Sarah M. Nelson (US), 1931 - 2020

Portrait réalisé par Carole Marchand

Sarah Milledge Nelson est archéologue, anthropologue et professeure émérite du département d'anthropologie de l’université de Denver aux États-Unis. Elle a travaillé sur la Préhistoire coréenne et chinoise avant de s’intéresser au genre et d’internationaliser ses recherches. Son livre Gender in archaeology: analyzing power and prestige constitue une référence dans le domaine.

 

Dans cet ouvrage, elle développe une critique féministe de l’archéologie, en opérant un historique des études sur le sujet et propose ses propres grilles d’analyse et de travail pour une archéologie « gender inclusive ». Sa critique s’articule autour d’une métaphore, s’inspirant du travail d’une psychologue féministe américaine, Sandra Lipsitz Bem, celle du « prisme du genre » : telle une lentille, cette construction articule trois biais : l’androcentrisme, l’essentialisme biologique et la polarisation du genre, inhérents à notre vision du monde, qui dispersent notre regard et desquels il est nécessaire d’être attentif pour que ces distorsions ne biaisent pas nos discours.

 

Cette étude définit l’androcentrisme comme “la croyance selon laquelle tout ce qui est masculin est naturel, normal, central et juste. Tout le reste est déviant. Tout ce que font les femmes, en n’importe quel contexte, qui diffère de ce que les hommes font, est alors défini comme inférieur, car les hommes sont par définition la norme”. La polarisation des genres est pour elle “l’hypothèse selon laquelle une femme et un homme sont fondamentalement différents et la conviction que cette différence doit s’étendre à l’ensemble du tissu social au lieu de représenter des catégories qui se chevauchent et s’entrelacent.

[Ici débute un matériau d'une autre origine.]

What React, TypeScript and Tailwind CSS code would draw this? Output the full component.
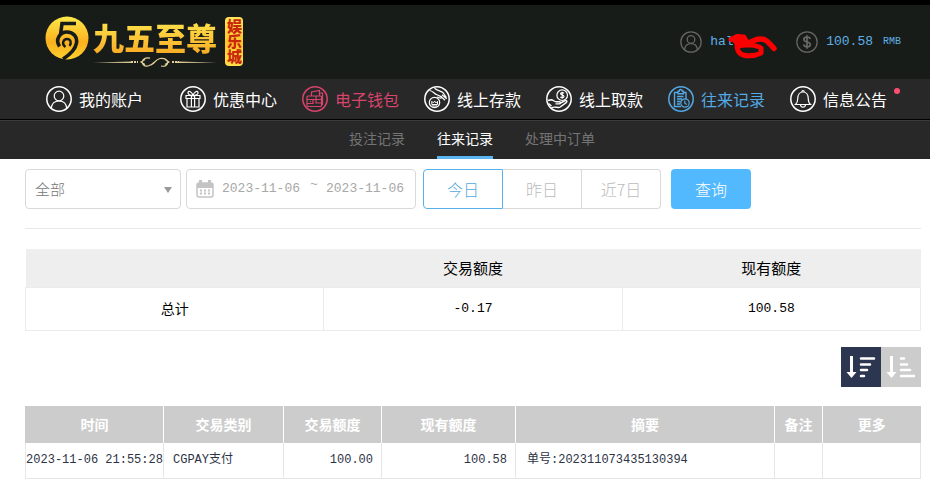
import { useState } from "react";
import type { ReactNode } from "react";

type NavItem = {
  label: string;
  icon: ReactNode;
  className: string;
  dot?: boolean;
};

type RecordRow = {
  time: string;
  type: string;
  amount: string;
  balance: string;
  summary: string;
};

const navItems: NavItem[] = [
  {
    label: "我的账户",
    className: "text-white mr-3",
    icon: (
      <>
        <circle cx="13" cy="10" r="4.8" />
        <path d="M5.2 22.5C5.6 17.8 8.6 15 13 15s7.4 2.8 7.8 7.5" />
      </>
    ),
  },
  {
    label: "优惠中心",
    className: "text-white",
    icon: (
      <>
        <path d="M6 9.5h14v3H6zM7 12.5h12v8.5H7zM11.4 9.5V21M14.6 9.5V21" />
        <path d="M13 9.5C10.5 9.5 7.5 8.5 8 6.4c.6-2.2 4-.6 5 3.1 1-3.7 4.4-5.3 5-3.1.5 2.1-2.5 3.1-5 3.1z" />
      </>
    ),
  },
  {
    label: "电子钱包",
    className: "text-[#d8446c]",
    icon: (
      <>
        <rect x="5" y="10" width="14.5" height="10.5" rx="1" />
        <path d="M9.5 10V6l8-1.500V10M17.500 7H20.500v11.500h-1M5 13.500h6v4H5M14 10v7h5.500M11 13.500h8.500M8.500 15v1" />
      </>
    ),
  },
  {
    label: "线上存款",
    className: "text-white",
    icon: (
      <>
        <circle cx="10.5" cy="16.5" r="5.2" />
        <path d="M7.8 18.5v-3.2l1.6 1.6 1.3-1.8 1.3 1.8 1.5-1.6v3.2zM7.8 20h5.5" strokeWidth="1" />
        <path d="M5.5 4.5c3.5.2 4.500 3.300 7.500 4.300l4 1.800c1.200.8.4 1.800-1 1.400l-3-1M10.500 2.200c3 2.800 6.200 2.500 8.700 4.600l3.200 4.800M17 10.500l4 3.700M18 8.700l4.700 4" />
      </>
    ),
  },
  {
    label: "线上取款",
    className: "text-white",
    icon: (
      <>
        <circle cx="16.2" cy="9.2" r="5.3" />
        <path d="M18 7.4c-.8-1-3.4-1-3.4.4 0 1.6 3.4.9 3.4 2.6 0 1.5-2.8 1.5-3.6.4M16.2 5.8v6.9" strokeWidth="1.200" />
        <path
          d="M2 14.5l3-.8c2.3 0 3 2.1 5 2.1h3.2c1.8.2 1.5 2.1 0 2.1H9.5M14.5 17l4.8-2.3c1.5-.5 2.2 1 .9 1.9l-6 4.4c-2.2 1.3-4.6-.5-7.2.3l-1.7.6M2.5 17.5l3 2.5"
          strokeWidth="1.400"
        />
      </>
    ),
  },
  {
    label: "往来记录",
    className: "text-[#53a9e5]",
    icon: (
      <>
        <path
          d="M13 20.5H6.5V6.5H10M15.5 6.5H18v6.5M10 5.2h1.2c.2-2.2 2.9-2.2 3.1 0h1.2v2.6H10zM9 10.5h6.5M9 13h5M9 15.5h3.5M9 18h3"
          strokeWidth="1.400"
        />
        <circle cx="17" cy="17" r="4.2" />
        <path d="M16.8 14.5v2.7l2 1.3" />
      </>
    ),
  },
  {
    label: "信息公告",
    className: "text-white",
    dot: true,
    icon: (
      <>
        <path d="M5.5 18.5c2-1.7 2.3-3.4 2.3-6.3 0-3.5 2-6.2 5.2-6.2s5.2 2.7 5.2 6.2c0 2.9.3 4.6 2.3 6.3z" />
        <path d="M11.8 6c0-2 2.4-2 2.4 0M10.5 18.7c.3 3.2 4.7 3.2 5 0" />
      </>
    ),
  },
];

const subTabs = ["投注记录", "往来记录", "处理中订单"];
const ranges = ["今日", "昨日", "近7日"];

const records: RecordRow[] = [
  {
    time: "2023-11-06 21:55:28",
    type: "CGPAY支付",
    amount: "100.00",
    balance: "100.58",
    summary: "单号:202311073435130394",
  },
];

function Logo() {
  return (
    <a href="#home" className="flex items-start font-['Noto_Sans_CJK_SC',sans-serif]">
      <svg width="44" height="44" viewBox="0 0 44 44" className="mt-px shrink-0">
        <defs>
          <linearGradient id="gold" x1="0" y1="0" x2="0" y2="1">
            <stop offset="0" stopColor="#ffe94a" />
            <stop offset="0.6" stopColor="#fbb01e" />
            <stop offset="1" stopColor="#ffd22e" />
          </linearGradient>
        </defs>
        <circle cx="22" cy="22" r="21.5" fill="url(#gold)" />
        <path d="M31 7.500H17L15.500 19" fill="none" stroke="#181c18" strokeWidth="3.600" />
        <path
          d="M14.500 30.500C10 24 14.500 16 22 16c6.500 0 10.500 5 9.500 11C30.500 33.500 25 38.500 18 43"
          fill="none"
          stroke="#181c18"
          strokeWidth="3.600"
        />
        <path d="M20.500 31c-4.500-3-2-8 1.500-8s5 3.500 2.500 7" fill="none" stroke="#181c18" strokeWidth="2.400" />
      </svg>
      <div className="ml-1 flex flex-col">
        <span className="bg-gradient-to-b from-[#ffee52] to-[#f6a21b] bg-clip-text text-[31px] leading-[44px] font-black text-transparent">
          九五至尊
        </span>
        <svg width="124" height="10" viewBox="0 0 124 10" fill="none" stroke="#e3cf9b" className="-mt-0.5">
          <path d="M0 5.500L40 4.500v1.500zM124 5.500L84 4.500v1.500z" fill="#e3cf9b" stroke="none" />
          <path d="M38 5h7M79 5h7" strokeWidth="2" strokeDasharray="2 1" />
          <path
            d="M57 1.200c-10-2-10 9-2 7.800 6-1 7-6.500 12-7.500 10-1.500 10 9.500 1 7.500M58 8c4-1 4-5.500 8-6M52 2.500l-4 2.500 4 2.500M72 2.500l4 2.500-4 2.500"
            strokeWidth="1.200"
          />
        </svg>
      </div>
      <span className="mt-0.5 ml-2 flex h-[49px] w-[18px] items-center justify-center rounded-[4px] bg-gradient-to-b from-[#ffe75a] via-[#ffc526] to-[#ffdf4a]">
        <span className="text-[15px] leading-[18px] font-black whitespace-nowrap text-[#c8280c] [writing-mode:vertical-rl]">娱乐城</span>
      </span>
    </a>
  );
}

function SortIcon({ asc }: { asc?: boolean }) {
  return (
    <svg width="30" height="24" viewBox="0 0 30 24" fill="none" stroke="#fff" strokeLinecap="round" strokeWidth="2.500">
      <path d="M5.500 1v17" strokeWidth="3" strokeLinecap="butt" />
      <path d="M.5 17h10l-5 6z" fill="#fff" stroke="none" />
      {asc ? (
        <path d="M15 3.500h3M15 9.500h6M15 15h9M15 21h13" />
      ) : (
        <path d="M15 3.500h13M15 9.500h9M15 15h6M15 21h3" />
      )}
    </svg>
  );
}

export default function App() {
  const [tab, setTab] = useState("往来记录");
  const [range, setRange] = useState("今日");
  const [asc, setAsc] = useState(false);
  const [from, setFrom] = useState("2023-11-06");
  const [to, setTo] = useState("2023-11-06");

  return (
    <div className="bg-white font-['Liberation_Mono','Noto_Sans_CJK_SC',monospace] text-[#333]">
      <header className="border-t-[5px] border-black bg-[#181c18]">
        <div className="flex h-[74px] items-start justify-between pt-[10px] pr-[29px] pl-[45px]">
          <Logo />
          <div className="mt-4 flex items-center text-[13px] leading-[22px] text-[#5fb0e6]">
            <div className="relative flex items-center">
              <svg width="22" height="22" viewBox="0 0 26 26" fill="none" stroke="#656765" strokeWidth="1.500" className="mr-2">
                <circle cx="13" cy="13" r="12" />
                <circle cx="13" cy="10" r="4.500" />
                <path d="M5.500 21.500c.5-4 3.300-6.500 7.500-6.500s7 2.500 7.500 6.500" />
              </svg>
              <span className="w-[86px]">hal</span>
              <svg width="52" height="30" viewBox="0 0 52 30" fill="none" stroke="#fb0000" strokeLinecap="round" strokeLinejoin="round" className="absolute top-0 left-[47px]">
                <path d="M4 8.500l6-3 7 .5 2 4-10 1" strokeWidth="5" />
                <path d="M8 9.500l15 2c5-3 11-5 16-2 3 2 5 4.500 8 8" strokeWidth="5.500" />
                <path d="M10 11c0 6 0 11 6 13 6 1.500 13 .500 18-2v-5c-4-3-16-4-22-2" strokeWidth="5" />
              </svg>
            </div>
            <svg width="22" height="22" viewBox="0 0 26 26" fill="none" stroke="#656765" strokeWidth="1.500" className="mr-2">
              <circle cx="13" cy="13" r="12" />
              <path d="M17 9.500C16 6.500 9.300 6.500 9.300 10c0 4 7.700 2 7.700 6 0 3.500-7 3.500-8 0M13 5v16" strokeWidth="2" />
            </svg>
            <span>100.58</span>
            <span className="ml-2.5 text-[10px]">RMB</span>
          </div>
        </div>
      </header>

      <nav className="flex h-[41px] items-center gap-[25px] border-b border-black bg-[#282828] pl-[46px] font-['Noto_Sans_CJK_SC',sans-serif] text-[16px]">
        {navItems.map((item) => (
          <a key={item.label} href="#nav" className={`relative flex shrink-0 items-center gap-[7px] ${item.className}`}>
            <svg width="26" height="26" viewBox="0 0 26 26" fill="none" stroke="currentColor" strokeWidth="1.200">
              <circle cx="13" cy="13" r="12.200" strokeWidth="1.500" />
              {item.icon}
            </svg>
            <span>{item.label}</span>
            {item.dot && <span className="absolute top-0.5 -right-[13px] size-1.5 rounded-full bg-[#fb5070]" />}
          </a>
        ))}
      </nav>

      <div className="flex h-[39px] justify-center gap-8 border-t border-[#3a3a3a] bg-[#282828] pl-[14px] font-['Noto_Sans_CJK_SC',sans-serif] text-[14px]">
        {subTabs.map((t) => (
          <button
            key={t}
            type="button"
            onClick={() => setTab(t)}
            className={`border-b-[3px] ${t === tab ? "border-[#5cb5f0] text-white" : "border-transparent text-[#747474]"}`}
          >
            {t}
          </button>
        ))}
      </div>

      <main className="pr-[9px] pl-[25px]">
        <div className="flex h-[70px] items-start border-b border-[#e8e8e8] pt-[10px] font-['Noto_Sans_CJK_SC',sans-serif] text-[16px] font-light">
          <div className="relative mr-[5px]">
            <select
              aria-label="交易类别"
              className="h-10 w-[156px] appearance-none rounded-[4px] border border-[#d9d9d9] bg-white pl-[9px] text-[15px] text-[#777]"
            >
              <option>全部</option>
            </select>
            <span className="pointer-events-none absolute top-[18px] right-[9px] border-x-4 border-t-[6px] border-x-transparent border-t-[#999]" />
          </div>
          <div className="mr-[7px] flex h-10 w-[230px] items-center rounded-[4px] border border-[#d9d9d9] pl-[9px] font-['Liberation_Mono',monospace] text-[13px] text-[#a8a8a8]">
            <svg width="18" height="18" viewBox="0 0 18 18" className="mr-2 shrink-0">
              <rect x="1" y="3" width="16" height="14" rx="2" fill="none" stroke="#c4c4c4" strokeWidth="1.500" />
              <path d="M1 3h16v5H1zM3 0h3v5H3zM12 0h3v5h-3z" fill="#c4c4c4" />
              <path d="M4 10.500h10M4 13.500h10" stroke="#c4c4c4" strokeWidth="2" strokeDasharray="2 2" />
            </svg>
            <input aria-label="开始日期" value={from} onChange={(e) => setFrom(e.target.value)} className="w-20 bg-transparent outline-none" />
            <span className="w-6 pb-2 text-center">~</span>
            <input aria-label="结束日期" value={to} onChange={(e) => setTo(e.target.value)} className="w-20 bg-transparent outline-none" />
          </div>
          <div className="mr-[10px] flex">
            {ranges.map((r) => (
              <button
                key={r}
                type="button"
                onClick={() => setRange(r)}
                className={`h-10 border first:w-20 first:rounded-l-[4px] last:rounded-r-[4px] not-first:w-[79px] not-first:border-l-0 ${
                  r === range ? "border-[#5ab0ea] text-[#53a9e0]" : "border-[#d9d9d9] text-[#bbb]"
                }`}
              >
                {r}
              </button>
            ))}
          </div>
          <button type="button" className="h-10 w-20 rounded-[4px] bg-[#52b9ff] text-white">
            查询
          </button>
        </div>

        <table className="mt-5 w-full table-fixed border-collapse text-center text-[15px] text-black">
          <thead>
            <tr className="h-[38px] bg-[#eee] font-['Noto_Sans_CJK_SC',sans-serif]">
              <th className="font-normal" />
              <th className="font-normal">交易额度</th>
              <th className="font-normal">现有额度</th>
            </tr>
          </thead>
          <tbody>
            <tr className="h-[43px]">
              <td className="border border-[#ebebeb] font-['Noto_Sans_CJK_SC',sans-serif] text-[14px]">总计</td>
              <td className="border border-[#ebebeb] text-[13px]">-0.17</td>
              <td className="border border-[#ebebeb] text-[13px]">100.58</td>
            </tr>
          </tbody>
        </table>

        <div className="mt-4 flex justify-end">
          <button
            type="button"
            aria-label="降序"
            onClick={() => setAsc(false)}
            className={`flex size-10 items-center justify-center ${asc ? "bg-[#ccc]" : "bg-[#2d3650]"}`}
          >
            <SortIcon />
          </button>
          <button
            type="button"
            aria-label="升序"
            onClick={() => setAsc(true)}
            className={`flex size-10 items-center justify-center ${asc ? "bg-[#2d3650]" : "bg-[#ccc]"}`}
          >
            <SortIcon asc />
          </button>
        </div>

        <table className="mt-[19px] w-full table-fixed border-collapse text-[12px] whitespace-nowrap">
          <colgroup>
            <col className="w-[138px]" />
            <col className="w-[120px]" />
            <col className="w-[98px]" />
            <col className="w-[134px]" />
            <col />
            <col className="w-[48px]" />
            <col className="w-[98px]" />
          </colgroup>
          <thead>
            <tr className="h-[37px] bg-[#ccc] font-['Noto_Sans_CJK_SC',sans-serif] text-[14px] text-white">
              {["时间", "交易类别", "交易额度", "现有额度", "摘要", "备注", "更多"].map((h) => (
                <th key={h} className="border-r border-white font-bold first:border-l first:border-l-[#ccc] last:border-r-0">
                  {h}
                </th>
              ))}
            </tr>
          </thead>
          <tbody>
            {records.map((r) => (
              <tr key={r.summary} className="h-9 border-b border-[#e6e6e6] text-[#2d3345] *:border-x *:border-[#e6e6e6]">
                <td className="text-center">{r.time}</td>
                <td className="pl-[9px]">{r.type}</td>
                <td className="pr-2 text-right">{r.amount}</td>
                <td className="pr-2 text-right">{r.balance}</td>
                <td className="pl-[11px]">{r.summary}</td>
                <td />
                <td />
              </tr>
            ))}
          </tbody>
        </table>
      </main>
    </div>
  );
}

Et l’essentialisme biologique est “l'opinion selon laquelle la biologie impose suffisamment certains rôles ou restrictions sur les femmes pour expliquer des différences de rôles genrés considérés comme universaux”.

 

Ces biais sont, selon la chercheuse, issus de structures sociales très particulières : celles du patriarcat et de l’autoritarisme. Elle y décrit l’influence du pouvoir et du prestige masculin sur les études en archéologie et comment ces hommes puissants ont façonné une discipline à leur image : des hommes puissants côtoyant des hommes puissants, pensant donc des hommes puissants à leur image dans le passé.

 

Son travail est fondateur de l’archéologie du genre. Nous la citons directement : “les reconstructions du passé qui échouent à genrer l’archéologie ne peuvent que renforcer les stéréotypes actuels et sont donc particulièrement répréhensibles, surtout lorsque l’on y appose le cachet “prouvé scientifiquement”.